> Input records:
──────────────────────────────

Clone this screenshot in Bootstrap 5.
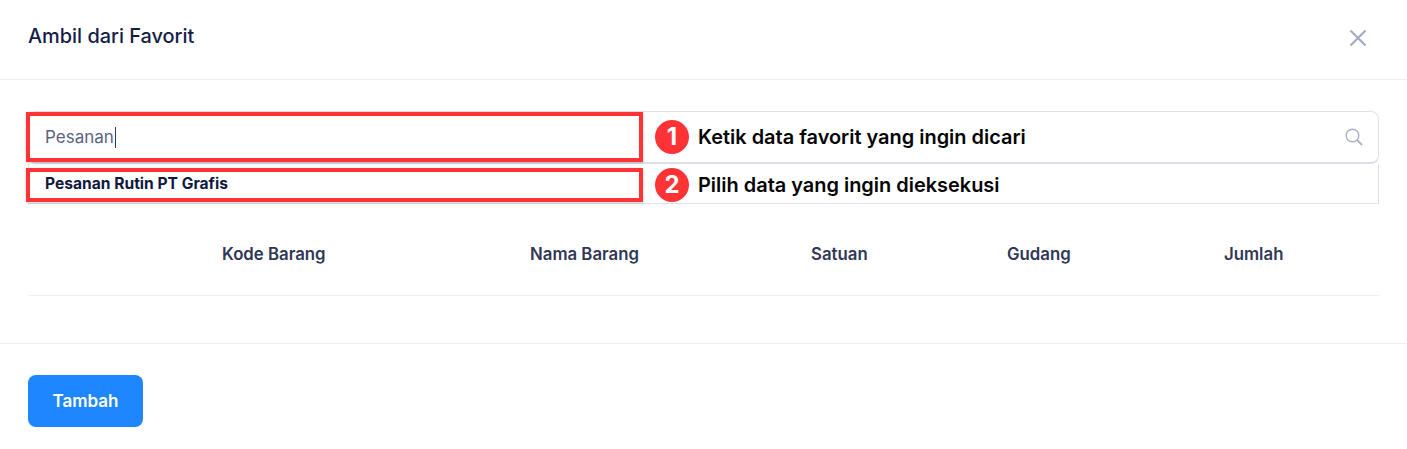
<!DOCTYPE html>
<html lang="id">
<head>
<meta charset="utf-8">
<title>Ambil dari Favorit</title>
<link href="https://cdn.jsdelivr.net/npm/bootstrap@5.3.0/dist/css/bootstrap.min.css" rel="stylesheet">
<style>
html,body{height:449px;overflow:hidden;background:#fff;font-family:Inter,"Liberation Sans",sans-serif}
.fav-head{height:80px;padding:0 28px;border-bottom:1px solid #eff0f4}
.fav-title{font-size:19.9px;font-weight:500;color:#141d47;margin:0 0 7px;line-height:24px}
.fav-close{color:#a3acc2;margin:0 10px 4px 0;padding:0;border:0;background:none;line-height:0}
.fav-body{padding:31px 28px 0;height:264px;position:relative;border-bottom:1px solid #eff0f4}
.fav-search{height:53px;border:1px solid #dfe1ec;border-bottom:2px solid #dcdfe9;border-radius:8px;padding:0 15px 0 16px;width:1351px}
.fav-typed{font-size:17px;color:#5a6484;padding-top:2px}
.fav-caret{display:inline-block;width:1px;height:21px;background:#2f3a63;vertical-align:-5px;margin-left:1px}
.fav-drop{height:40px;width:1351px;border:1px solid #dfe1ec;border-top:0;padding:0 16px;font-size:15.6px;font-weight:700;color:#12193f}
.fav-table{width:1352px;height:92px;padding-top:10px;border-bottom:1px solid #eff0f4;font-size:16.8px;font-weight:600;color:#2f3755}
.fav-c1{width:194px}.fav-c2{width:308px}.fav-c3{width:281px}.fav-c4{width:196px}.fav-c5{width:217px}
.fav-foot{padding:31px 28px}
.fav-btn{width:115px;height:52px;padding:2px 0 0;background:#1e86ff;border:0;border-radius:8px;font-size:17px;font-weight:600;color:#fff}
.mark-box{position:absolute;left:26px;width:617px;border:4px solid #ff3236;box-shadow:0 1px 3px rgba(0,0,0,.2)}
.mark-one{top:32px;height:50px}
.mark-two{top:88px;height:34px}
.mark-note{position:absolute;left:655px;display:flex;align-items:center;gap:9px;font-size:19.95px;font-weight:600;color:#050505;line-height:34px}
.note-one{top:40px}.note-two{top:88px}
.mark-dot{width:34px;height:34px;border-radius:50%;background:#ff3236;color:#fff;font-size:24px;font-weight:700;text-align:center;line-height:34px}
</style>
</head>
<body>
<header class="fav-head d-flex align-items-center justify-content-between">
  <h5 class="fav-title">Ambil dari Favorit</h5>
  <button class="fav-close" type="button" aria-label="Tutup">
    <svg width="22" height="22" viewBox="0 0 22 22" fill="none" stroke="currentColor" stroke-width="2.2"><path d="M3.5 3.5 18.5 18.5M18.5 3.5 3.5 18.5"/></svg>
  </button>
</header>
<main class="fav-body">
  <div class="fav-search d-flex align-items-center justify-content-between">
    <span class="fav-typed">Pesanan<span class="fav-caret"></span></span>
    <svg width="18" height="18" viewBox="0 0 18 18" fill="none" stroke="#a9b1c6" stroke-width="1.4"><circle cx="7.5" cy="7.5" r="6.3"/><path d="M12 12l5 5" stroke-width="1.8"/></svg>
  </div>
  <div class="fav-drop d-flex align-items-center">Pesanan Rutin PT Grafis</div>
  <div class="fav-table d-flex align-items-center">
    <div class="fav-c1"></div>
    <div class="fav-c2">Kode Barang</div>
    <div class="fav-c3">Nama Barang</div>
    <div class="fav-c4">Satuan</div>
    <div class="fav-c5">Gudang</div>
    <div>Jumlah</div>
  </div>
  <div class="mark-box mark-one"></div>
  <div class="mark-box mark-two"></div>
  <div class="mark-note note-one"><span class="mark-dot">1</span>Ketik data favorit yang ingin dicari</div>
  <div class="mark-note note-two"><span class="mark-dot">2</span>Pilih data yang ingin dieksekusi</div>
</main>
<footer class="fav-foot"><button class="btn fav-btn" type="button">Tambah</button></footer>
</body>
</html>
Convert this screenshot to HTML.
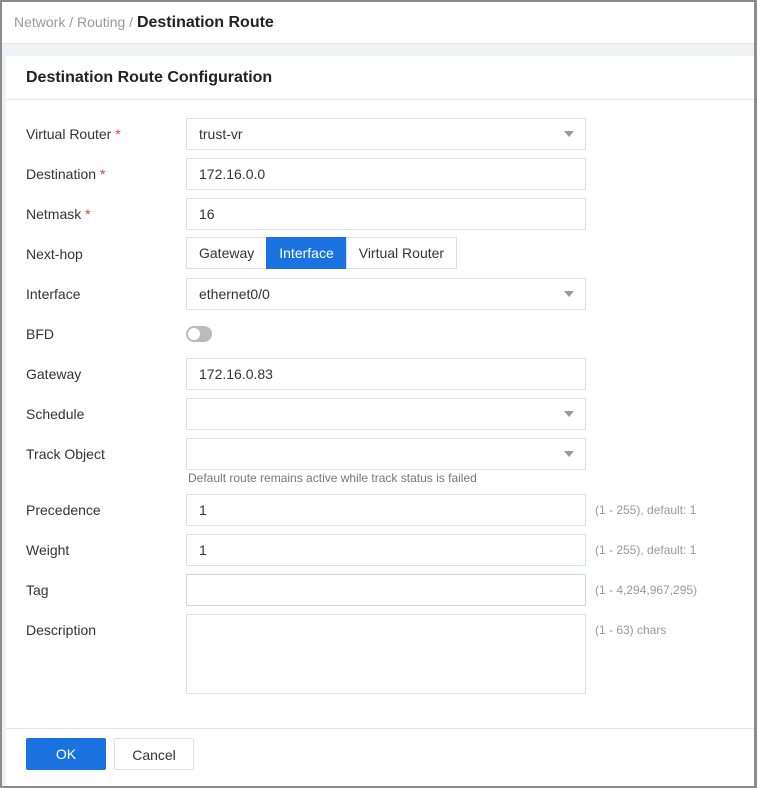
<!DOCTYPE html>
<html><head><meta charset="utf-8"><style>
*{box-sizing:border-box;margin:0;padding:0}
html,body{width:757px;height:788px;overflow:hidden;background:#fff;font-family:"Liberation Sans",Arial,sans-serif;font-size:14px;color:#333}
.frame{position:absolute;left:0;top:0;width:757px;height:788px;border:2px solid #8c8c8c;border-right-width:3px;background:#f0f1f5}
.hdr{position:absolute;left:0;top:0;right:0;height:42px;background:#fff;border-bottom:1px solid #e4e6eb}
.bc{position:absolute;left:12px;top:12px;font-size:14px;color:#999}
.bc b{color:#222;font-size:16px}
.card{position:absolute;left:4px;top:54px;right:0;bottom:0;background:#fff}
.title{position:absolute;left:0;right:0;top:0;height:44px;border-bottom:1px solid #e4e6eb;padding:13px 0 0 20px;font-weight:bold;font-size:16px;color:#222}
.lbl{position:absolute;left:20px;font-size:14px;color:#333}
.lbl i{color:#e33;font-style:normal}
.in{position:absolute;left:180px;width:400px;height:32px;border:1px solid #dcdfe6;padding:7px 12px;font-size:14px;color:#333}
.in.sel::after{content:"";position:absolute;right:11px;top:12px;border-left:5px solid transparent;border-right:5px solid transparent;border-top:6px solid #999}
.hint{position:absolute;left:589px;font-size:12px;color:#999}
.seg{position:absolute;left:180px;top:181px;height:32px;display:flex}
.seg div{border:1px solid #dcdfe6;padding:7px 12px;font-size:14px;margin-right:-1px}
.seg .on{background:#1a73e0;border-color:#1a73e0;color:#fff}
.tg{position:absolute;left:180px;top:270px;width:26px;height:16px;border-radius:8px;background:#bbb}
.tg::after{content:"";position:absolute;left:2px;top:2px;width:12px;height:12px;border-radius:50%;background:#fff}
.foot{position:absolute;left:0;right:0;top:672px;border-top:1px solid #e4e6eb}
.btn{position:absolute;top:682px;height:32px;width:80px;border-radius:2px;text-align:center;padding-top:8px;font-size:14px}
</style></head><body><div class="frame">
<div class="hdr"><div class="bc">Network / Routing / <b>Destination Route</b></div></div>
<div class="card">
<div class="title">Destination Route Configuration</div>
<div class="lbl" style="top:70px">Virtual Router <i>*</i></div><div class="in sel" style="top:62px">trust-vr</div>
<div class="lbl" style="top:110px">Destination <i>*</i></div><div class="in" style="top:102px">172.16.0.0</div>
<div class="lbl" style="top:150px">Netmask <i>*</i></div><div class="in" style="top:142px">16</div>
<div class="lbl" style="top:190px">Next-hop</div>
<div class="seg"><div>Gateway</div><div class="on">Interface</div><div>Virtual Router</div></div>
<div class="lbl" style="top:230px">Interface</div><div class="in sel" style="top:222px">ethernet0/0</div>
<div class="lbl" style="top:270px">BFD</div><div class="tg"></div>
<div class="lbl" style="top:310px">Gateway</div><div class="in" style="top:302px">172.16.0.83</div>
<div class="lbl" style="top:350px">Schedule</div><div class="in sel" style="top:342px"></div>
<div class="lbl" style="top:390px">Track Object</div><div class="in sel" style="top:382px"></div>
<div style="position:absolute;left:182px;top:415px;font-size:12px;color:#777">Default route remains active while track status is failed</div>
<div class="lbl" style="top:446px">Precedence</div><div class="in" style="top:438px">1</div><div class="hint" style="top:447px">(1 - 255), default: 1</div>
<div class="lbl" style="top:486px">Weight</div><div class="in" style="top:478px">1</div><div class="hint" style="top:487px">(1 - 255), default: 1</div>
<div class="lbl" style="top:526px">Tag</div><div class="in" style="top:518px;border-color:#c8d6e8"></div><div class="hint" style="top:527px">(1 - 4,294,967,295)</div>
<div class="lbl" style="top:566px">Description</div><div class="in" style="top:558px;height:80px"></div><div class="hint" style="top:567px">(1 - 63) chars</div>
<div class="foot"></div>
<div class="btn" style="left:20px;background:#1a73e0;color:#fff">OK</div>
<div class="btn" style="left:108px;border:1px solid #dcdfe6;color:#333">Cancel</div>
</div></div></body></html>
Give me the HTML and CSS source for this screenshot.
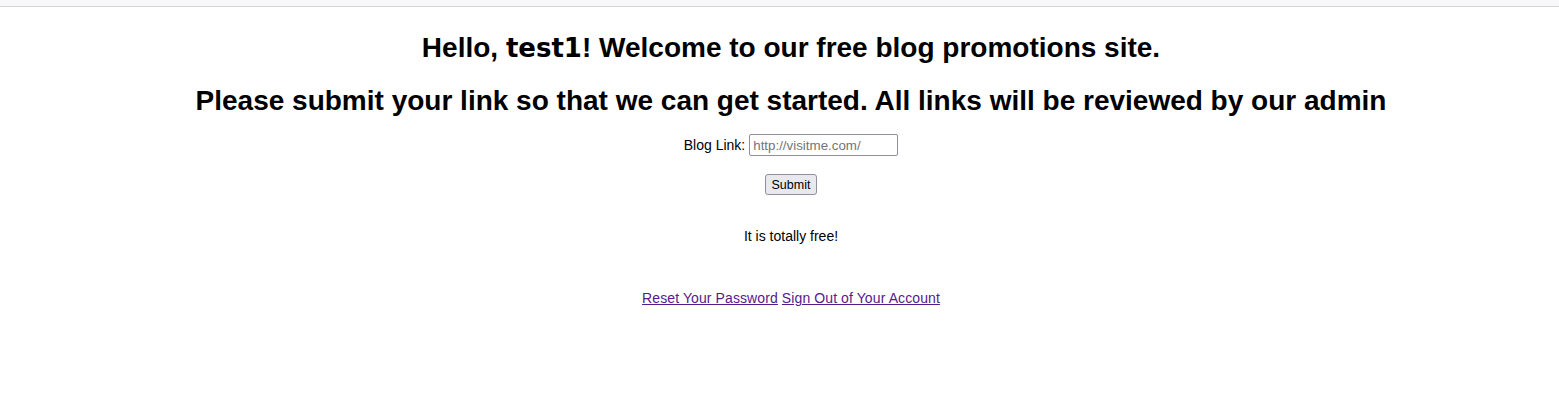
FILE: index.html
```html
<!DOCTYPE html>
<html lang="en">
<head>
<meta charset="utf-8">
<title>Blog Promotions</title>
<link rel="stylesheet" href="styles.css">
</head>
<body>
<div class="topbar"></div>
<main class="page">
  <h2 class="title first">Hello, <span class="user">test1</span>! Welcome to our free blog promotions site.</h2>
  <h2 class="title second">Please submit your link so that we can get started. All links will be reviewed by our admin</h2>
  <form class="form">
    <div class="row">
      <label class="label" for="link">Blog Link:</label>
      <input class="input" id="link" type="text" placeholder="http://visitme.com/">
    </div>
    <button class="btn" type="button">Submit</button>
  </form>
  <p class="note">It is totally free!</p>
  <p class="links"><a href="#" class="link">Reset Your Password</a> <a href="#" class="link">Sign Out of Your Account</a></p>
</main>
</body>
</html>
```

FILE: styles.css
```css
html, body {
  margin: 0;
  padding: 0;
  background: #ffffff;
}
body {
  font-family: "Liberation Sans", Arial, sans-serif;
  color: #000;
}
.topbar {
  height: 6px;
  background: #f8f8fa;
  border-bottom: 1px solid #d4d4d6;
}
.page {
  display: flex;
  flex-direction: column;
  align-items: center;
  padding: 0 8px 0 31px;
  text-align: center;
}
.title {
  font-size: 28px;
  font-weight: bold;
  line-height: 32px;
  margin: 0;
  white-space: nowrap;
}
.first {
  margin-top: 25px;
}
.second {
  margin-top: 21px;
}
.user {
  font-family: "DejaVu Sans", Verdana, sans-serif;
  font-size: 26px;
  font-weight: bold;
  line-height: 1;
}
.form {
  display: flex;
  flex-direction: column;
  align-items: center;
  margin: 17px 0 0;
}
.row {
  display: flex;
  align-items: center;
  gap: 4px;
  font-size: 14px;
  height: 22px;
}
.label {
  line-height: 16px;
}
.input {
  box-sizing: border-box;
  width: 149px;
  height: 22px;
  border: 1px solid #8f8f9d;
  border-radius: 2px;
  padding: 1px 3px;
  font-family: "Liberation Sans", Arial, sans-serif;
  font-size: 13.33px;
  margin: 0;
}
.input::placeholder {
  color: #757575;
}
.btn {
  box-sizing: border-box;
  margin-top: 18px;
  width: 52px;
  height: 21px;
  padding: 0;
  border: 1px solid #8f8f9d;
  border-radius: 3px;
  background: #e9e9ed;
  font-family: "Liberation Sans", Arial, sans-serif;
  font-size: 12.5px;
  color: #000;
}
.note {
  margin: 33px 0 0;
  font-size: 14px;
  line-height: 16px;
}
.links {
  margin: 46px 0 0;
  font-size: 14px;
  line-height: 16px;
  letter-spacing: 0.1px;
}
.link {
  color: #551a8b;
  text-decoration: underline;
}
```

──────────────────────────────

> Instructions for the task:
Extract all lines of the records above that include "screenshot".

> Solution to the exercise:
Clone this screenshot in Bootstrap 5.
Convert this screenshot to HTML.
Give me the HTML and CSS source for this screenshot.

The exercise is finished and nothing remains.